Market News
Covid-19 Is Hurting the Steel Industry in an Unexpected Way

Covid-19 has hit many industries in obvious and some not so obvious ways. The steel sector, for one, is reeling from falling demand. Falling demand because cars aren’t being produced and construction projects are halted is an obvious impact from the pandemic. But there is also another problem for steel producers no one saw coming: rising raw material prices.

Commodities aren’t supposed to rise when demand is falling. Oil prices, for instance, are down about 60% year to date. Scrap steel prices, on the other hand, are up about 13% year to date and up almost 40% from March lows. That’s a problem for steel producers because scrap is a key raw material.

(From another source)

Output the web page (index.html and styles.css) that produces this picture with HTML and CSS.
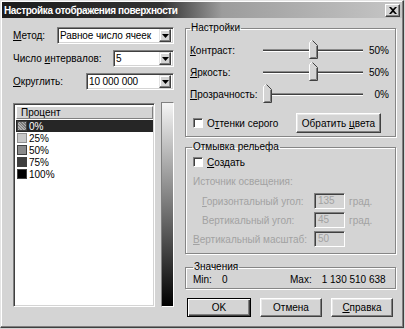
FILE: index.html
```html
<!DOCTYPE html>
<html lang="ru">

<head>
    <meta charset="UTF-8">
    <title>Настройка отображения поверхности</title>
    <link rel="stylesheet" href="styles.css">
</head>

<body>
    <div class="window">
        <div class="titlebar">
            <span class="title">Настройка отображения поверхности</span>
            <span class="close">
                <svg width="8" height="7" viewBox="0 0 8 7"><path d="M0 0h2l2 2 2-2h2L5 3.5 8 7H6L4 5 2 7H0l3-3.5z" fill="#000"/></svg>
            </span>
        </div>

        <div class="content">
            <div class="left">
                <div class="field">
                    <label><u>М</u>етод:</label>
                    <div class="combo combo-method">
                        <span class="combo-text">Равное число ячеек</span>
                        <span class="drop"><svg width="7" height="4" viewBox="0 0 7 4"><path d="M0 0h7L3.5 4z" fill="#000"/></svg></span>
                    </div>
                </div>
                <div class="field">
                    <label>Число <u>и</u>нтервалов:</label>
                    <div class="combo combo-count">
                        <span class="combo-text">5</span>
                        <span class="drop"><svg width="7" height="4" viewBox="0 0 7 4"><path d="M0 0h7L3.5 4z" fill="#000"/></svg></span>
                    </div>
                </div>
                <div class="field">
                    <label><u>О</u>круглить:</label>
                    <div class="combo combo-round">
                        <span class="combo-text">10 000 000</span>
                        <span class="drop"><svg width="7" height="4" viewBox="0 0 7 4"><path d="M0 0h7L3.5 4z" fill="#000"/></svg></span>
                    </div>
                </div>

                <div class="legend-area">
                    <div class="list">
                        <div class="list-head">Процент</div>
                        <div class="list-row selected"><span class="swatch swatch-0"></span>0%</div>
                        <div class="list-row"><span class="swatch swatch-25"></span>25%</div>
                        <div class="list-row"><span class="swatch swatch-50"></span>50%</div>
                        <div class="list-row"><span class="swatch swatch-75"></span>75%</div>
                        <div class="list-row"><span class="swatch swatch-100"></span>100%</div>
                    </div>
                    <div class="gradient"></div>
                </div>
            </div>

            <div class="right">
                <fieldset class="group group-settings">
                    <legend>Настройки</legend>
                    <div class="slider-row">
                        <span class="slider-label"><u>К</u>онтраст:</span>
                        <div class="track"><span class="thumb" style="left: 46px"><svg width="9" height="19" viewBox="0 0 9 19"><path d="M0.5 18.5V2.5L2.5 0.5h1l5 5v13z" fill="#d4d4d4"/><path d="M0.5 18V2.5L2.5 0.5h1" fill="none" stroke="#fff"/><path d="M3.5 0.5l5 5v13h-8" fill="none" stroke="#404040"/><path d="M7.5 6v11.5h-6" fill="none" stroke="#808080"/></svg></span></div>
                        <span class="value">50%</span>
                    </div>
                    <div class="slider-row">
                        <span class="slider-label"><u>Я</u>ркость:</span>
                        <div class="track"><span class="thumb" style="left: 46px"><svg width="9" height="19" viewBox="0 0 9 19"><path d="M0.5 18.5V2.5L2.5 0.5h1l5 5v13z" fill="#d4d4d4"/><path d="M0.5 18V2.5L2.5 0.5h1" fill="none" stroke="#fff"/><path d="M3.5 0.5l5 5v13h-8" fill="none" stroke="#404040"/><path d="M7.5 6v11.5h-6" fill="none" stroke="#808080"/></svg></span></div>
                        <span class="value">50%</span>
                    </div>
                    <div class="slider-row">
                        <span class="slider-label"><u>П</u>розрачность:</span>
                        <div class="track"><span class="thumb" style="left: 0px"><svg width="9" height="19" viewBox="0 0 9 19"><path d="M0.5 18.5V2.5L2.5 0.5h1l5 5v13z" fill="#d4d4d4"/><path d="M0.5 18V2.5L2.5 0.5h1" fill="none" stroke="#fff"/><path d="M3.5 0.5l5 5v13h-8" fill="none" stroke="#404040"/><path d="M7.5 6v11.5h-6" fill="none" stroke="#808080"/></svg></span></div>
                        <span class="value">0%</span>
                    </div>
                    <div class="check-row">
                        <label class="check"><span class="box"></span><span>О<u>т</u>тенки серого</span></label>
                        <button class="btn btn-invert">Обратить <u>ц</u>вета</button>
                    </div>
                </fieldset>

                <fieldset class="group group-relief">
                    <legend>Отмывка рельефа</legend>
                    <label class="check"><span class="box"></span><span><u>С</u>оздать</span></label>
                    <div class="disabled light-title">Источник освещения:</div>
                    <div class="light-grid">
                        <span class="disabled indent"><u>Г</u>оризонтальный угол:</span>
                        <span class="num-input">135</span>
                        <span class="disabled">град.</span>
                        <span class="disabled indent">Вертикальный угол:</span>
                        <span class="num-input">45</span>
                        <span class="disabled">град.</span>
                        <span class="disabled"><u>В</u>ертикальный масштаб:</span>
                        <span class="num-input">50</span>
                        <span></span>
                    </div>
                </fieldset>

                <fieldset class="group group-values">
                    <legend>Значения</legend>
                    <div class="values-row">
                        <span class="stat stat-min">Min:<b>0</b></span>
                        <span class="stat stat-max">Max:<b>1 130 510 638</b></span>
                    </div>
                </fieldset>

                <div class="buttons">
                    <button class="btn btn-default">OK</button>
                    <button class="btn">Отмена</button>
                    <button class="btn"><u>С</u>правка</button>
                </div>
            </div>
        </div>
    </div>
</body>

</html>
```

FILE: styles.css
```css
/* Окно в стиле Windows 98, в оттенках серого */
body {
    margin: 0;
    background-color: #d4d4d4;
    font-family: "Liberation Sans", Arial, sans-serif;
    font-size: 10px;
    color: #000000;
}

u {
    text-decoration: underline;
}

.window {
    width: 404px;
    height: 328px;
    box-sizing: border-box;
    padding: 1px;
    border: 1px solid;
    border-color: #e4e4e4 #404040 #404040 #e4e4e4;
    box-shadow: inset -1px -1px 0 #808080, inset 1px 1px 0 #ffffff;
    background-color: #d4d4d4;
}

.titlebar {
    display: flex;
    align-items: center;
    justify-content: space-between;
    height: 16px;
    padding: 0 2px 0 2px;
    background: linear-gradient(to right, #1c1c1c 0%, #333333 40%, #9c9c9c 55%, #c6c6c6 100%);
}

.title {
    color: #ffffff;
    font-weight: bold;
    font-size: 10px;
    letter-spacing: -0.4px;
}

.close {
    display: flex;
    align-items: center;
    justify-content: center;
    width: 13px;
    height: 11px;
    background-color: #d4d4d4;
    border: 1px solid;
    border-color: #ffffff #404040 #404040 #ffffff;
    box-shadow: inset -1px -1px 0 #808080;
}

.content {
    display: flex;
    gap: 11px;
    padding: 0 6px 0 11px;
}

/* Левая колонка */
.left {
    width: 161px;
    padding-top: 9px;
}

.field {
    display: flex;
    align-items: center;
    justify-content: space-between;
    height: 17px;
    margin-bottom: 6px;
}

.combo {
    display: flex;
    align-items: center;
    height: 17px;
    box-sizing: border-box;
    border: 1px solid;
    border-color: #808080 #ffffff #ffffff #808080;
    box-shadow: inset 1px 1px 0 #404040, inset -1px -1px 0 #d4d4d4;
    background-color: #ffffff;
    padding: 2px 2px 2px 2px;
}

.combo-method {
    width: 117px;
}

.combo-count {
    width: 61px;
}

.combo-round {
    width: 88px;
}

.combo-text {
    flex: 1;
    white-space: nowrap;
    overflow: hidden;
    letter-spacing: -0.1px;
}

.drop {
    display: flex;
    align-items: center;
    justify-content: center;
    width: 12px;
    height: 13px;
    box-sizing: border-box;
    background-color: #d4d4d4;
    border: 1px solid;
    border-color: #e4e4e4 #404040 #404040 #e4e4e4;
    box-shadow: inset -1px -1px 0 #808080, inset 1px 1px 0 #ffffff;
}

.legend-area {
    display: flex;
    gap: 6px;
    margin-top: 13px;
}

.list {
    width: 142px;
    height: 204px;
    box-sizing: border-box;
    border: 1px solid;
    border-color: #808080 #ffffff #ffffff #808080;
    box-shadow: inset 1px 1px 0 #404040, inset -1px -1px 0 #d4d4d4;
    background-color: #ffffff;
    padding: 2px 1px 2px 2px;
}

.list-head {
    height: 13px;
    box-sizing: border-box;
    padding-left: 4px;
    line-height: 11px;
    background-color: #d4d4d4;
    border: 1px solid;
    border-color: #ffffff #808080 #808080 #ffffff;
    margin-bottom: 1px;
}

.list-row {
    display: flex;
    align-items: center;
    gap: 2px;
    height: 12px;
    padding-left: 1px;
}

.list-row.selected {
    background-color: #262626;
    color: #ffffff;
}

.swatch {
    width: 8px;
    height: 8px;
    border: 1px solid #404040;
}

.swatch-0 {
    background-color: #9a9a9a;
    background-image: repeating-linear-gradient(45deg, #b0b0b0 0 1px, #7a7a7a 1px 2px);
}

.swatch-25 {
    background-color: #c8c8c8;
    border-color: #909090;
}

.swatch-50 {
    background-color: #8a8a8a;
}

.swatch-75 {
    background-color: #3e3e3e;
}

.swatch-100 {
    background-color: #000000;
}

.gradient {
    width: 13px;
    height: 205px;
    box-sizing: border-box;
    margin-top: -1px;
    border: 1px solid;
    border-color: #808080 #ffffff #ffffff #808080;
    background: linear-gradient(to bottom, #f4f4f4, #000000);
}

/* Правая колонка */
.right {
    width: 211px;
    padding-top: 4px;
}

.group {
    margin: 0;
    min-width: 0;
    border: 1px solid #868686;
    box-shadow: 1px 1px 0 #ffffff, inset 1px 1px 0 #ffffff;
    padding: 0 6px 3px 4px;
}

.group legend {
    padding: 0 1px;
    line-height: 12px;
}

.slider-row {
    display: flex;
    align-items: center;
    height: 22px;
}

.slider-row:first-of-type {
    margin-top: 5px;
}

.slider-label {
    width: 73px;
}

.track {
    position: relative;
    width: 100px;
    height: 1px;
    background-color: #404040;
    border-top: 1px solid #8a8a8a;
    border-bottom: 1px solid #ffffff;
}

.thumb {
    position: absolute;
    top: -10px;
    display: block;
    width: 9px;
    height: 19px;
}

.thumb svg {
    display: block;
}

.value {
    flex: 1;
    text-align: right;
}

.check-row {
    display: flex;
    align-items: center;
    justify-content: space-between;
    margin-top: 8px;
    padding-left: 3px;
    padding-right: 8px;
}

.check {
    display: flex;
    align-items: center;
    gap: 4px;
    height: 14px;
}

.box {
    width: 8px;
    height: 8px;
    border: 1px solid;
    border-color: #808080 #ffffff #ffffff #808080;
    box-shadow: inset 1px 1px 0 #404040;
    background-color: #ffffff;
}

.btn {
    height: 20px;
    padding: 0;
    white-space: nowrap;
    font-family: inherit;
    font-size: 10px;
    color: #000000;
    background-color: #d4d4d4;
    border: 1px solid;
    border-color: #ffffff #404040 #404040 #ffffff;
    box-shadow: inset -1px -1px 0 #808080, inset 1px 1px 0 #e8e8e8;
}

.btn-invert {
    width: 85px;
}

.group-relief {
    margin-top: 4px;
    padding-left: 7px;
    padding-bottom: 6px;
}

.group-relief legend {
    margin-left: -1px;
}

.group-relief .check {
    margin-top: 2px;
}

.disabled {
    color: #a2a2a2;
}

.light-title {
    margin-top: 6px;
    height: 14px;
    line-height: 14px;
}

.light-grid {
    display: grid;
    grid-template-columns: 117px 31px auto;
    grid-auto-rows: 16px;
    column-gap: 4px;
    row-gap: 3px;
    align-items: center;
    margin-top: 4px;
}

.indent {
    padding-left: 9px;
}

.num-input {
    height: 16px;
    box-sizing: border-box;
    padding: 1px 3px;
    line-height: 12px;
    color: #a2a2a2;
    border: 1px solid;
    border-color: #808080 #ffffff #ffffff #808080;
    box-shadow: inset 1px 1px 0 #404040;
}

.group-values {
    margin-top: 7px;
    padding-left: 7px;
    padding-bottom: 2px;
}

.values-row {
    display: flex;
    height: 12px;
    margin-top: 1px;
}

.stat b {
    font-weight: normal;
    margin-left: 10px;
}

.stat-min {
    width: 97px;
}

.buttons {
    display: flex;
    justify-content: space-between;
    margin-top: 9px;
    padding: 0 3px 0 2px;
}

.buttons .btn {
    width: 62px;
    height: 19px;
}

.buttons .btn-default {
    width: 64px;
    border: 1px solid #000000;
    box-shadow: inset 1px 1px 0 #ffffff, inset -1px -1px 0 #404040, inset -2px -2px 0 #808080;
}
```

Steel is the most recycled material on earth. It is put back into steel making furnaces and turned into brand new products. Scrap is the main raw material for companies such as Nucor (ticker: NUE) who’s business model was originally built on scrap steel. But traditional steelmakers such as United States Steel (X) also will buy scrap steel as part of an overall raw material sourcing strategy.

Scrap steel’s recent rise is doubly-weird because scrap steel is usually weakest in the middle of the year. That’s because scrap come from scrapyards and in the winter scrapyards can literally get iced in. It’s harder to dig out from under, say, a Chicago snowfall. What’s more, construction slows down in the winter, generating less scrap metal for yards to process.